Spain has also consolidated its position in the rich country group — those counties with mean wealth per adult of over $100,000. 

The mean wealth in Spain is now €124,000, or some 60 percent of the eurozone average.

Credit Suisse pinned the rise in the number of Spain's millionaires on upward movements in the world's stock markets.

The improved exchange rate between the euro and the US dollar and falling house prices were also partly responsible for the higher number of millionaires in Spain, said the financial giant.

Global wealth has reached a new all-time high of $241 trillion, up 4.9 percent  since 2012 last year and 68 percent since 2003, Credit Suisse said in its report. 

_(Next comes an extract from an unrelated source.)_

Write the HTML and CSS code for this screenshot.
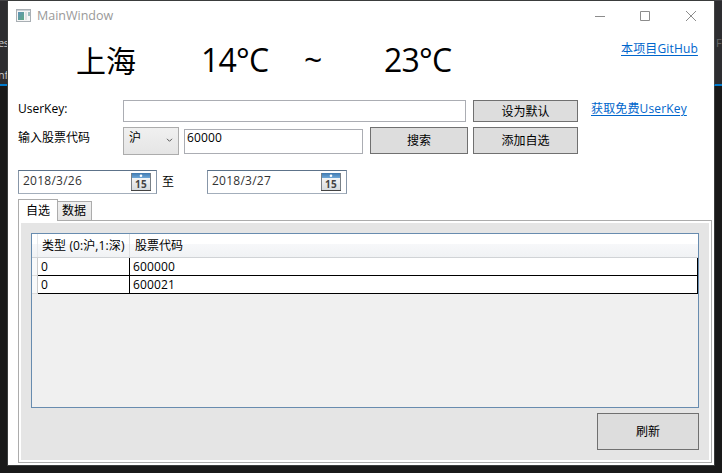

The USA accounted for 72 percent of the latest increase, the report's authors added. 

"We expect global wealth to rise by nearly 40% over the next five years, reaching $334 trillion by 2018," they added.

The Credit Suisse results for Spain come despite a five-year economic crisis that has seen millions of Spaniards lose their jobs.

The Spanish Government also recently announced it was looking at freezing the country's minimum wage at €21.51 in 2014.

Spain also saw its jobless queues grow by 25,572 people in September after several months of decline, putting the country's official unemployment rate at 26.2 percent.